What to work on:
Write out again exactly the lines from the one containing "Write a component" through the one containing "string; date: string;", both included, and omit the pictures.

--- Begin Supplied entries ---

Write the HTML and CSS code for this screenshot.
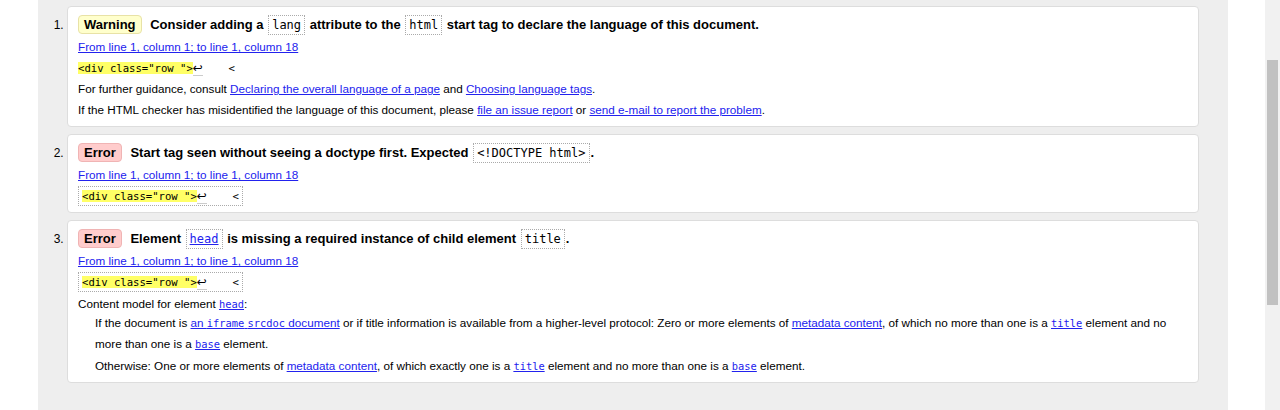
FILE: index.html
```html
<!DOCTYPE html>
<html lang="en">
<head>
<meta charset="utf-8">
<title>Nu Html Checker results</title>
<link rel="stylesheet" href="styles.css">
</head>
<body>
<div class="page">
  <div class="main">
    <ol class="messages">
      <li class="msg">
        <p class="title"><strong class="badge warning">Warning</strong> <span>Consider adding a <code class="tcode">lang</code> attribute to the <code class="tcode">html</code> start tag to declare the language of this document.</span></p>
        <p class="loc"><a href="#">From line 1, column 1; to line 1, column 18</a></p>
        <p class="extract"><code class="ex plain"><b>&lt;div class="row "&gt;</b><span class="lf">↩</span>    &lt;</code></p>
        <p class="info">For further guidance, consult <a href="#">Declaring the overall language of a page</a> and <a href="#">Choosing language tags</a>.</p>
        <p class="info">If the HTML checker has misidentified the language of this document, please <a href="#">file an issue report</a> or <a href="#">send e-mail to report the problem</a>.</p>
      </li>
      <li class="msg">
        <p class="title"><strong class="badge error">Error</strong> <span>Start tag seen without seeing a doctype first. Expected <code class="tcode">&lt;!DOCTYPE html&gt;</code>.</span></p>
        <p class="loc"><a href="#">From line 1, column 1; to line 1, column 18</a></p>
        <p class="extract"><code class="ex boxed"><b>&lt;div class="row "&gt;</b><span class="lf">↩</span>    &lt;</code></p>
      </li>
      <li class="msg">
        <p class="title"><strong class="badge error">Error</strong> <span>Element <code class="tcode"><a href="#">head</a></code> is missing a required instance of child element <code class="tcode">title</code>.</span></p>
        <p class="loc"><a href="#">From line 1, column 1; to line 1, column 18</a></p>
        <p class="extract"><code class="ex boxed"><b>&lt;div class="row "&gt;</b><span class="lf">↩</span>    &lt;</code></p>
        <p class="info model-head">Content model for element <a href="#"><code class="icode">head</code></a>:</p>
        <dl class="model">
          <dd>If the document is <a href="#">an <code class="icode">iframe</code> <code class="icode">srcdoc</code> document</a> or if title information is available from a higher-level protocol: Zero or more elements of <a href="#">metadata content</a>, of which no more than one is a <a href="#"><code class="icode">title</code></a> element and no more than one is a <a href="#"><code class="icode">base</code></a> element.</dd>
          <dd class="other">Otherwise: One or more elements of <a href="#">metadata content</a>, of which exactly one is a <a href="#"><code class="icode">title</code></a> element and no more than one is a <a href="#"><code class="icode">base</code></a> element.</dd>
        </dl>
      </li>
    </ol>
  </div>
</div>
<div class="scrollbar"><div class="thumb"></div></div>
</body>
</html>
```

FILE: styles.css
```css
html, body {
  margin: 0;
  height: 100%;
}
body {
  display: flex;
  background: #fff;
  font-family: "Liberation Sans", Arial, sans-serif;
  font-size: 11.7px;
  color: #000;
  overflow: hidden;
}
.page {
  flex: 1;
  min-width: 0;
}
.main {
  margin: 0 37px 0 38px;
  height: 100%;
  box-sizing: border-box;
  background: #eee;
  padding: 6px 29px 0 29px;
}
.messages {
  margin: 0;
  padding: 0;
  list-style: decimal outside;
}
.msg {
  background: #fff;
  border: 1px solid #ddd;
  border-radius: 4px;
  padding: 6px 10px 6px;
  margin-bottom: 7px;
}
.msg::marker {
  font-size: 12px;
}
.msg p {
  margin: 0;
}
a {
  color: #22e;
  text-decoration: underline;
}
.title {
  font-size: 13px;
  line-height: 23px;
  font-weight: bold;
}
.badge {
  display: inline-block;
  line-height: 17px;
  padding: 0 5px;
  border: 1px solid;
  border-radius: 4px;
  margin-right: 5px;
}
.badge.warning {
  background: #ffc;
  border-color: #e8e2a6;
}
.badge.error {
  background: #fcc;
  border-color: #f0b4b4;
}
.tcode {
  font-family: "DejaVu Sans Mono", monospace;
  font-weight: normal;
  font-size: 12px;
  line-height: 1;
  border: 1px dotted #aaa;
  padding: 2px 3px;
  margin: 0 1px;
}
.loc,
.info {
  line-height: 21px;
}
.msg .model-head {
  margin-top: 1px;
}
.extract {
  display: flex;
  align-items: center;
  height: 21px;
}
.ex {
  font-family: "DejaVu Sans Mono", monospace;
  font-size: 10.6px;
  line-height: 14px;
  white-space: pre;
}
.ex b {
  font-weight: normal;
  background: #ff6;
}
.ex.boxed {
  line-height: 18px;
  border: 1px dotted #aaa;
  padding: 0 3px;
}
.lf {
  font-family: "DejaVu Sans", sans-serif;
  font-size: 12px;
  line-height: 1;
  border-bottom: 1px solid #ccc;
}
.icode {
  font-family: "DejaVu Sans Mono", monospace;
  font-size: 10.4px;
  line-height: 1;
}
.model {
  margin: -2px 0 0 17px;
  line-height: 21px;
}
.model dd {
  margin: 0;
}
.model .other {
  margin-top: 1px;
}
.scrollbar {
  flex: none;
  width: 15px;
  background: #f1f1f1;
}
.thumb {
  margin: 60px 2px 0;
  height: 245px;
  background: #c1c1c1;
}
```
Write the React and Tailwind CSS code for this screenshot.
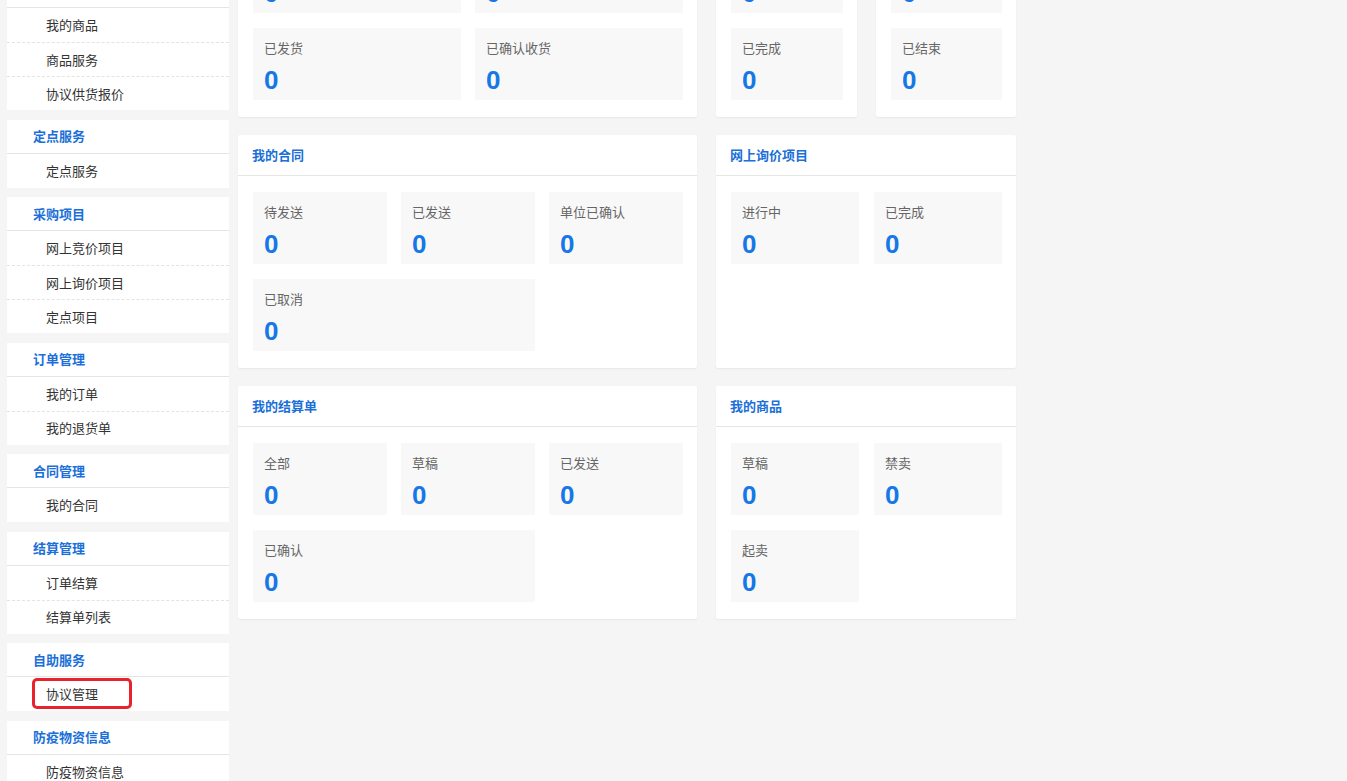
import React from "react";

const font = { fontFamily: '"Noto Sans CJK SC", "Noto Sans", sans-serif' };

const sidebar = [
  { title: "商品管理", items: ["我的商品", "商品服务", "协议供货报价"] },
  { title: "定点服务", items: ["定点服务"] },
  { title: "采购项目", items: ["网上竞价项目", "网上询价项目", "定点项目"] },
  { title: "订单管理", items: ["我的订单", "我的退货单"] },
  { title: "合同管理", items: ["我的合同"] },
  { title: "结算管理", items: ["订单结算", "结算单列表"] },
  { title: "自助服务", items: ["协议管理"], marked: true },
  { title: "防疫物资信息", items: ["防疫物资信息"] },
];

function Tile({ label, value = 0, className = "" }) {
  return (
    <div className={"h-[72px] bg-[#f8f8f8] pl-[11px] pt-[11px] flex flex-col " + className}>
      <div className="h-[18px] leading-[18px] text-[13px] text-[#666]">{label}</div>
      <div
        className="mt-[8px] leading-[30px] text-[26px] font-bold text-[#1677e6]"
        style={{ fontFamily: '"Liberation Sans", Arial, sans-serif' }}
      >
        {value}
      </div>
    </div>
  );
}

function Card({ title, cols, children }) {
  return (
    <div className="bg-white rounded-[2px] shadow-[0_1px_2px_rgba(0,0,0,0.06)]">
      <div className="h-[41px] border-b border-[#e6e6e6] flex items-center pl-[14px] text-[13px] font-bold text-[#1a6fd8]">
        {title}
      </div>
      <div className={"grid gap-y-[15px] pl-[15px] pr-[14px] pt-[16px] pb-[17px] " + cols}>{children}</div>
    </div>
  );
}

export default function App() {
  return (
    <div className="w-[1347px] h-[781px] overflow-hidden bg-[#f5f5f5]" style={font}>
      <div className="flex items-start">
        {/* Sidebar */}
        <div className="ml-[7px] w-[222px] mt-[-26px] flex flex-col gap-[9.5px]">
          {sidebar.map((sec) => (
            <div key={sec.title} className="bg-white">
              <div className="h-[34px] border-b border-[#e5e5e5] flex items-center pl-[26px] text-[13px] font-bold text-[#1a6fd8]">
                {sec.title}
              </div>
              {sec.items.map((it, i) => (
                <div
                  key={it}
                  className={
                    "relative h-[34px] flex items-center pl-[39px] text-[13px] text-[#333] " +
                    (i > 0 ? "border-t border-dashed border-[#e3e3e3]" : "")
                  }
                >
                  {it}
                  {sec.marked && (
                    <div className="absolute left-[25px] top-[1px] w-[100px] h-[31px] border-[3px] border-[#e8232b] rounded-[5px]" />
                  )}
                </div>
              ))}
            </div>
          ))}
        </div>

        {/* Main */}
        <div className="ml-[9px] mt-[-116px] grid grid-cols-[459px_300px] gap-x-[19px] gap-y-[18px] items-stretch">
          <Card title="我的订单" cols="grid-cols-2 gap-x-[14px]">
            <Tile label="待确认" />
            <Tile label="待发货" />
            <Tile label="已发货" />
            <Tile label="已确认收货" />
          </Card>
          <div className="flex gap-[19px]">
            <div className="w-[141px]">
              <Card title="竞价项目" cols="grid-cols-1">
                <Tile label="进行中" />
                <Tile label="已完成" />
              </Card>
            </div>
            <div className="w-[140px]">
              <Card title="定点项目" cols="grid-cols-1">
                <Tile label="进行中" />
                <Tile label="已结束" />
              </Card>
            </div>
          </div>

          <Card title="我的合同" cols="grid-cols-3 gap-x-[14px]">
            <Tile label="待发送" />
            <Tile label="已发送" />
            <Tile label="单位已确认" />
            <Tile label="已取消" className="col-span-2" />
          </Card>
          <Card title="网上询价项目" cols="grid-cols-2 gap-x-[15px] content-start">
            <Tile label="进行中" />
            <Tile label="已完成" />
          </Card>

          <Card title="我的结算单" cols="grid-cols-3 gap-x-[14px]">
            <Tile label="全部" />
            <Tile label="草稿" />
            <Tile label="已发送" />
            <Tile label="已确认" className="col-span-2" />
          </Card>
          <Card title="我的商品" cols="grid-cols-2 gap-x-[15px] content-start">
            <Tile label="草稿" />
            <Tile label="禁卖" />
            <Tile label="起卖" />
          </Card>
        </div>
      </div>
    </div>
  );
}
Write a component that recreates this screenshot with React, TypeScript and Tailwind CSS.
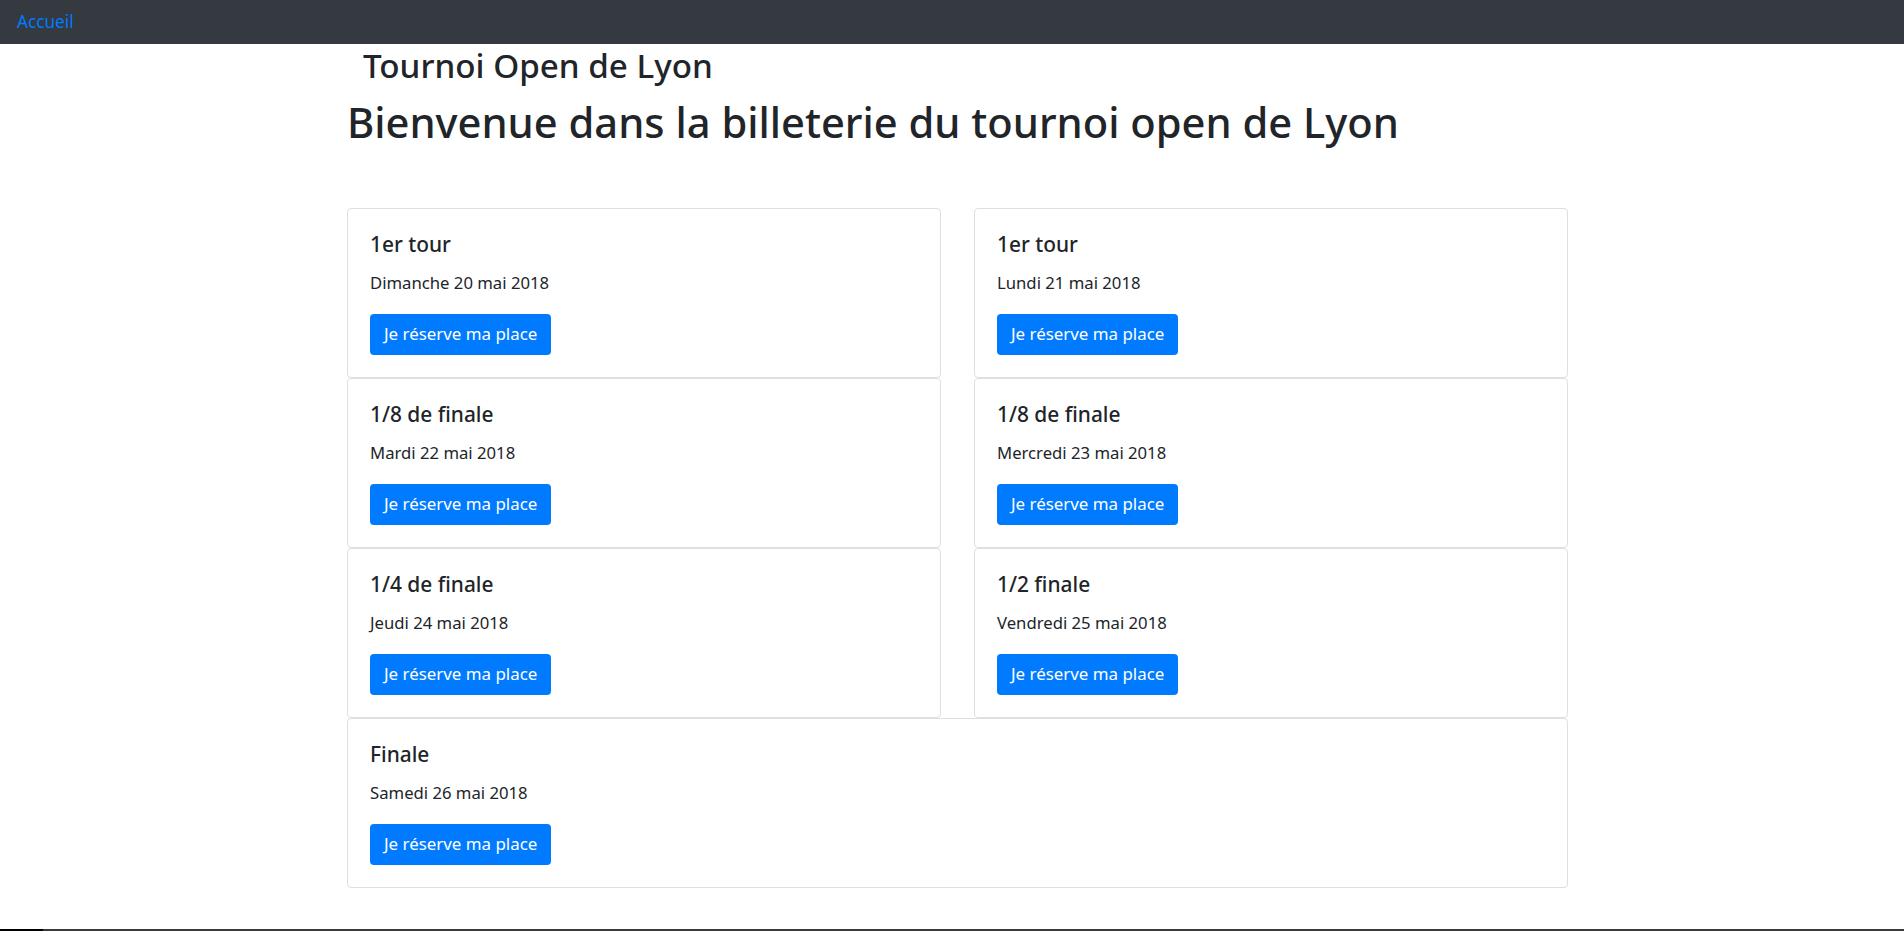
const FONT = "font-['Noto_Sans','Open_Sans',sans-serif]";

type Match = { title: string; date: string; full?: boolean };

const matches: Match[] = [
  { title: "1er tour", date: "Dimanche 20 mai 2018" },
  { title: "1er tour", date: "Lundi 21 mai 2018" },
  { title: "1/8 de finale", date: "Mardi 22 mai 2018" },
  { title: "1/8 de finale", date: "Mercredi 23 mai 2018" },
  { title: "1/4 de finale", date: "Jeudi 24 mai 2018" },
  { title: "1/2 finale", date: "Vendredi 25 mai 2018" },
  { title: "Finale", date: "Samedi 26 mai 2018", full: true },
];

function Card({ m }: { m: Match }) {
  return (
    <div
      className={`${m.full ? "col-span-2" : ""} border border-[#dfdfdf] rounded-[4px] bg-white p-[22px]`}
    >
      <h5 className="text-[20.9px] leading-[26.4px] font-medium text-[#212529] mb-[12.6px]">{m.title}</h5>
      <p className="text-[16.7px] leading-[26.4px] text-[#212529] mb-[17.6px]">{m.date}</p>
      <button className="h-[41px] px-[14px] rounded-[4px] bg-[#007bff] text-white text-[16.9px] leading-[24px]">
        Je réserve ma place
      </button>
    </div>
  );
}

export default function App() {
  return (
    <div className={`${FONT} min-h-[931px] flex flex-col bg-white`}>
      <nav className="h-[44px] bg-[#343a40] flex items-center px-[17px]">
        <a className="text-[#007bff] text-[17.2px]" href="#">
          Accueil
        </a>
      </nav>
      <main className="ml-[347px] w-[1221px]">
        <div className="mt-[2px] pl-[16px] text-[33.2px] leading-[40px] font-medium text-[#212529]">
          Tournoi Open de Lyon
        </div>
        <h1 className="mt-[10px] text-[41.7px] leading-[52.8px] font-medium text-[#212529]">
          Bienvenue dans la billeterie du tournoi open de Lyon
        </h1>
        <div className="mt-[59px] grid grid-cols-2 gap-x-[33px]">
          {matches.map((m, i) => (
            <Card key={i} m={m} />
          ))}
        </div>
      </main>
      <div className="mt-auto h-[2px] flex">
        <div className="w-[43px] bg-black" />
        <div className="flex-1 bg-[#3a3a3a]" />
      </div>
    </div>
  );
}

--- End Supplied entries ---

Answer for this exercise:
Write a component that recreates this screenshot with React, TypeScript and Tailwind CSS.
const FONT = "font-['Noto_Sans','Open_Sans',sans-serif]";

type Match = { title: string; date: string; full?: boolean };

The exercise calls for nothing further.